Der Streit lohnt sich, denn der Markt ist gewaltig. „Wir schätzen die Kautionszahlungen der Mieter auf 25 Mrd. Euro bis 30 Mrd. Euro“, sagt Golling. Doch noch ist der versicherte Bestand überschaubar. Beispiel Kautionsfrei: Von der Geschäftsaufnahme 2010 bis Ende August 2011 setzte Anbieter Plusforta insgesamt 19 000 Verträge ab. Die durchschnittliche Bürgschaftssumme betrug 1350 Euro. Verbraucherschützer und Mietervereinigungen raten ab: Das Angebot sei zu teuer, ein Kredit oder die Streckung der Kautionszahlung über drei Monate günstiger. Tatsächlich sind die Prämien gesalzen. Mieter zahlen bei Kautionsfrei 5,25 Prozent der Kaution, bei 3000 Euro also 158 Euro pro Jahr. Die Kautionskasse berechnet im ersten Jahr 200 Euro, dann 160 Euro, Eurokaution will 199 Euro.

Alle drei Makler verkaufen ihre Verträge über Hausverwaltungen sowie direkt an Mieter über das Internet.
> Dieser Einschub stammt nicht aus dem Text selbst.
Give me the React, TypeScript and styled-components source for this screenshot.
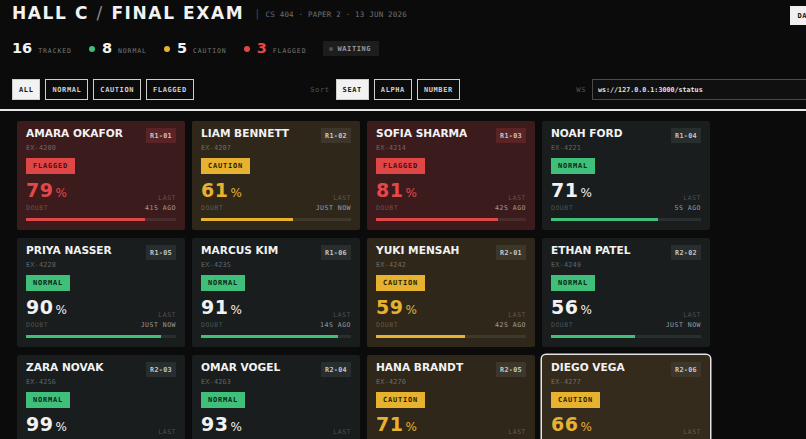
import styled, { createGlobalStyle } from 'styled-components';

type Status = 'normal' | 'caution' | 'flagged';

type Candidate = {
  name: string;
  exam: string;
  seat: string;
  status: Status;
  doubt: number;
  last: string;
};

const TONES: Record<Status, { card: string; seat: string; accent: string; ink: string; value: string }> = {
  normal: { card: '#191d1d', seat: '#282d2d', accent: '#3fbf7a', ink: '#0b2616', value: '#f2f2f2' },
  caution: { card: '#2f281a', seat: '#3d362a', accent: '#e6b22f', ink: '#2a1e02', value: '#e6b22f' },
  flagged: { card: '#3c1b1d', seat: '#5a2326', accent: '#e04646', ink: '#4a0c0e', value: '#e54848' },
};

const candidates: Candidate[] = [
  { name: 'AMARA OKAFOR', exam: 'EX-4200', seat: 'R1-01', status: 'flagged', doubt: 79, last: '41S AGO' },
  { name: 'LIAM BENNETT', exam: 'EX-4207', seat: 'R1-02', status: 'caution', doubt: 61, last: 'JUST NOW' },
  { name: 'SOFIA SHARMA', exam: 'EX-4214', seat: 'R1-03', status: 'flagged', doubt: 81, last: '42S AGO' },
  { name: 'NOAH FORD', exam: 'EX-4221', seat: 'R1-04', status: 'normal', doubt: 71, last: '5S AGO' },
  { name: 'PRIYA NASSER', exam: 'EX-4228', seat: 'R1-05', status: 'normal', doubt: 90, last: 'JUST NOW' },
  { name: 'MARCUS KIM', exam: 'EX-4235', seat: 'R1-06', status: 'normal', doubt: 91, last: '14S AGO' },
  { name: 'YUKI MENSAH', exam: 'EX-4242', seat: 'R2-01', status: 'caution', doubt: 59, last: '42S AGO' },
  { name: 'ETHAN PATEL', exam: 'EX-4249', seat: 'R2-02', status: 'normal', doubt: 56, last: 'JUST NOW' },
  { name: 'ZARA NOVAK', exam: 'EX-4256', seat: 'R2-03', status: 'normal', doubt: 99, last: '8S AGO' },
  { name: 'OMAR VOGEL', exam: 'EX-4263', seat: 'R2-04', status: 'normal', doubt: 93, last: '3S AGO' },
  { name: 'HANA BRANDT', exam: 'EX-4270', seat: 'R2-05', status: 'caution', doubt: 71, last: '20S AGO' },
  { name: 'DIEGO VEGA', exam: 'EX-4277', seat: 'R2-06', status: 'caution', doubt: 66, last: 'JUST NOW' },
  { name: 'LENA FISCHER', exam: 'EX-4284', seat: 'R3-01', status: 'flagged', doubt: 84, last: '11S AGO' },
  { name: 'KOFI ASANTE', exam: 'EX-4291', seat: 'R3-02', status: 'normal', doubt: 88, last: 'JUST NOW' },
  { name: 'MEI TANAKA', exam: 'EX-4298', seat: 'R3-03', status: 'caution', doubt: 63, last: '9S AGO' },
  { name: 'RAFAEL COSTA', exam: 'EX-4305', seat: 'R3-04', status: 'normal', doubt: 95, last: '2S AGO' },
];

const DISPLAY = `"DejaVu Sans", "Liberation Sans", sans-serif`;
const MONO = `"DejaVu Sans Mono", "Liberation Mono", monospace`;

const GlobalStyle = createGlobalStyle`
  html, body {
    margin: 0;
    background: #0b0b0b;
    overflow: hidden;
  }
  * {
    box-sizing: border-box;
  }
`;

const Page = styled.div`
  width: 832px;
  min-height: 100vh;
  background: #0b0b0b;
  padding-top: 5px;
`;

const TopBar = styled.header`
  display: flex;
  justify-content: space-between;
  align-items: flex-start;
  padding: 0 12px;
`;

const TitleRow = styled.div`
  display: flex;
  align-items: center;
  gap: 10px;
`;

const Title = styled.h1`
  margin: 0;
  font-family: ${DISPLAY};
  font-size: 17px;
  line-height: 1;
  font-weight: 700;
  letter-spacing: 1.6px;
  color: #f2f2f2;
  > span {
    color: #8a8a8a;
    font-weight: 400;
  }
`;

const Meta = styled.div`
  font-family: ${MONO};
  font-size: 7.5px;
  line-height: 1;
  letter-spacing: 0.2px;
  color: #707070;
  > span {
    color: #4a4a4a;
    margin-right: 5px;
    font-size: 10px;
  }
`;

const ThemeButton = styled.button`
  margin-top: 1px;
  height: 19px;
  padding: 0 8px;
  border: none;
  background: #f0f0f0;
  color: #111;
  font-family: ${MONO};
  font-size: 7px;
  font-weight: 700;
  letter-spacing: 0.6px;
`;

const StatsRow = styled.div`
  display: flex;
  align-items: center;
  gap: 17px;
  padding: 0 12px;
  margin-top: 16px;
  height: 15px;
`;

const Stat = styled.div`
  display: flex;
  align-items: baseline;
  gap: 6px;
`;

const Dot = styled.span<{ $color: string }>`
  align-self: center;
  width: 6px;
  height: 6px;
  border-radius: 50%;
  background: ${(p) => p.$color};
  margin-right: 1px;
`;

const StatNum = styled.span<{ $color?: string }>`
  font-family: ${DISPLAY};
  font-size: 14.5px;
  line-height: 1;
  font-weight: 700;
  color: ${(p) => p.$color || '#f2f2f2'};
`;

const StatLabel = styled.span`
  font-family: ${MONO};
  font-size: 6.5px;
  letter-spacing: 0.9px;
  color: #7a7a7a;
`;

const WaitingTag = styled.div`
  display: flex;
  align-items: center;
  gap: 4px;
  height: 15px;
  padding: 0 8px 0 6px;
  background: #1d1d1d;
  font-family: ${MONO};
  font-size: 7px;
  font-weight: 700;
  letter-spacing: 0.6px;
  color: #9a9a9a;
  &::before {
    content: '';
    width: 4px;
    height: 4px;
    border-radius: 50%;
    background: #505050;
  }
`;

const Toolbar = styled.div`
  display: flex;
  justify-content: space-between;
  align-items: center;
  padding: 0 12px;
  margin-top: 23px;
`;

const Group = styled.div`
  display: flex;
  align-items: center;
  gap: 5px;
`;

const Chip = styled.button<{ $active?: boolean }>`
  height: 21px;
  padding: 0 6px;
  border: 1.5px solid #cfcfcf;
  background: ${(p) => (p.$active ? '#f2f2f2' : 'transparent')};
  color: ${(p) => (p.$active ? '#111' : '#d0d0d0')};
  font-family: ${MONO};
  font-size: 7px;
  font-weight: 700;
  letter-spacing: 0.6px;
`;

const FieldLabel = styled.span`
  font-family: ${MONO};
  font-size: 7px;
  letter-spacing: 0.6px;
  color: #555;
  margin-right: 1px;
`;

const Endpoint = styled.input`
  width: 228px;
  height: 21px;
  padding: 0 5px;
  border: 1.5px solid #4a4a4a;
  background: #101010;
  color: #e6e6e6;
  font-family: ${MONO};
  font-size: 6.7px;
  font-weight: 700;
  outline: none;
`;

const Divider = styled.hr`
  margin: 9px 0 0;
  border: none;
  height: 2px;
  background: #e6e6e6;
`;

const Grid = styled.main`
  display: grid;
  grid-template-columns: repeat(auto-fill, 168px);
  gap: 8px 7px;
  padding: 10px 17px;
`;

const Card = styled.article<{ $status: Status; $selected?: boolean }>`
  display: flex;
  flex-direction: column;
  height: 109px;
  padding: 7px 9px 8px;
  border-radius: ${(p) => (p.$selected ? '4px' : '2px')};
  background: ${(p) => (p.$selected ? '#352b1c' : TONES[p.$status].card)};
  box-shadow: ${(p) => (p.$selected ? '0 0 0 1.5px #e4e4e4' : 'none')};
`;

const CardHead = styled.div`
  display: flex;
  justify-content: space-between;
  align-items: flex-start;
`;

const Name = styled.div`
  font-family: ${DISPLAY};
  font-size: 10.6px;
  line-height: 1;
  font-weight: 700;
  color: #f2f2f2;
`;

const ExamId = styled.div`
  margin-top: 6px;
  font-family: ${MONO};
  font-size: 6.8px;
  line-height: 1;
  letter-spacing: 0.2px;
  color: rgba(255, 255, 255, 0.33);
`;

const Seat = styled.span<{ $status: Status }>`
  display: flex;
  align-items: center;
  height: 15px;
  padding: 0 4px;
  background: ${(p) => TONES[p.$status].seat};
  font-family: ${MONO};
  font-size: 6.8px;
  font-weight: 700;
  letter-spacing: 0.3px;
  color: rgba(255, 255, 255, 0.72);
`;

const StatusTag = styled.span<{ $status: Status }>`
  align-self: flex-start;
  display: flex;
  align-items: center;
  height: 16px;
  margin-top: 7px;
  padding: 0 7px;
  background: ${(p) => TONES[p.$status].accent};
  color: ${(p) => TONES[p.$status].ink};
  font-family: ${MONO};
  font-size: 7px;
  font-weight: 700;
  letter-spacing: 0.8px;
`;

const Readout = styled.div`
  display: flex;
  justify-content: space-between;
  align-items: flex-end;
  margin-top: 7px;
`;

const Value = styled.div<{ $status: Status }>`
  font-family: ${DISPLAY};
  font-size: 19px;
  line-height: 1;
  font-weight: 700;
  letter-spacing: 0.5px;
  color: ${(p) => TONES[p.$status].value};
  > small {
    margin-left: 2px;
    font-size: 12px;
    font-weight: 400;
    letter-spacing: 0;
  }
`;

const Tiny = styled.div<{ $bright?: boolean }>`
  font-family: ${MONO};
  font-size: 6.5px;
  line-height: 1;
  letter-spacing: 0.5px;
  color: ${(p) => (p.$bright ? 'rgba(255,255,255,0.55)' : 'rgba(255,255,255,0.24)')};
`;

const DoubtLabel = styled(Tiny)`
  margin-top: 5px;
`;

const LastCol = styled.div`
  display: flex;
  flex-direction: column;
  align-items: flex-end;
  gap: 4px;
`;

const Track = styled.div`
  margin-top: 6px;
  height: 3px;
  background: rgba(255, 255, 255, 0.08);
`;

const Fill = styled.div<{ $status: Status }>`
  height: 100%;
  background: ${(p) => TONES[p.$status].accent};
`;

const CandidateCard = ({ c, selected }: { c: Candidate; selected?: boolean }) => (
  <Card $status={c.status} $selected={selected}>
    <CardHead>
      <div>
        <Name>{c.name}</Name>
        <ExamId>{c.exam}</ExamId>
      </div>
      <Seat $status={c.status}>{c.seat}</Seat>
    </CardHead>
    <StatusTag $status={c.status}>{c.status.toUpperCase()}</StatusTag>
    <Readout>
      <div>
        <Value $status={c.status}>
          {c.doubt}
          <small>%</small>
        </Value>
        <DoubtLabel>DOUBT</DoubtLabel>
      </div>
      <LastCol>
        <Tiny>LAST</Tiny>
        <Tiny $bright>{c.last}</Tiny>
      </LastCol>
    </Readout>
    <Track>
      <Fill $status={c.status} style={{ width: `${c.doubt}%` }} />
    </Track>
  </Card>
);

const App = () => {
  return (
    <Page>
      <GlobalStyle />
      <TopBar>
        <TitleRow>
          <Title>
            HALL C <span>/</span> FINAL EXAM
          </Title>
          <Meta>
            <span>|</span>CS 404 · PAPER 2 · 13 JUN 2026
          </Meta>
        </TitleRow>
        <ThemeButton>DAY</ThemeButton>
      </TopBar>

      <StatsRow>
        <Stat>
          <StatNum>16</StatNum>
          <StatLabel>TRACKED</StatLabel>
        </Stat>
        <Stat>
          <Dot $color="#3fbf7a" />
          <StatNum>8</StatNum>
          <StatLabel>NORMAL</StatLabel>
        </Stat>
        <Stat>
          <Dot $color="#e6b22f" />
          <StatNum>5</StatNum>
          <StatLabel>CAUTION</StatLabel>
        </Stat>
        <Stat>
          <Dot $color="#e04646" />
          <StatNum $color="#e54848">3</StatNum>
          <StatLabel>FLAGGED</StatLabel>
        </Stat>
        <WaitingTag>WAITING</WaitingTag>
      </StatsRow>

      <Toolbar>
        <Group>
          <Chip $active>ALL</Chip>
          <Chip>NORMAL</Chip>
          <Chip>CAUTION</Chip>
          <Chip>FLAGGED</Chip>
        </Group>
        <Group>
          <FieldLabel>Sort</FieldLabel>
          <Chip $active>SEAT</Chip>
          <Chip>ALPHA</Chip>
          <Chip>NUMBER</Chip>
        </Group>
        <Group>
          <FieldLabel>WS</FieldLabel>
          <Endpoint readOnly value="ws://127.0.0.1:3000/status" />
        </Group>
      </Toolbar>

      <Divider />

      <Grid>
        {candidates.map((c) => (
          <CandidateCard key={c.seat} c={c} selected={c.seat === 'R2-06'} />
        ))}
      </Grid>
    </Page>
  );
};

export default App;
Sie erhalten Provisionen von den Versicherern. Die Höhe will keines der Unternehmen nennen. Sie dürften aber bei allen dreien nicht weit entfernt von 50 Prozent liegen. Die Begründung für den stolzen Betrag: Sie müssen einen Teil an die Hausverwaltungen abgeben und erledigen Verwaltungsarbeiten für die Versicherer.

Das potenziell lukrative Geschäft mit der mobilen Generation will Gollings Plusforta jetzt weiter ausbauen. Sie vermittelt einen speziellen Umzugskredit, der mit einem Festzins von 4,9 Prozent lockt – und vor allem dazu dienen soll, Maklerprovisionen zu zahlen. Die Kredite vergibt die Süd-West-Kreditbank in Bingen.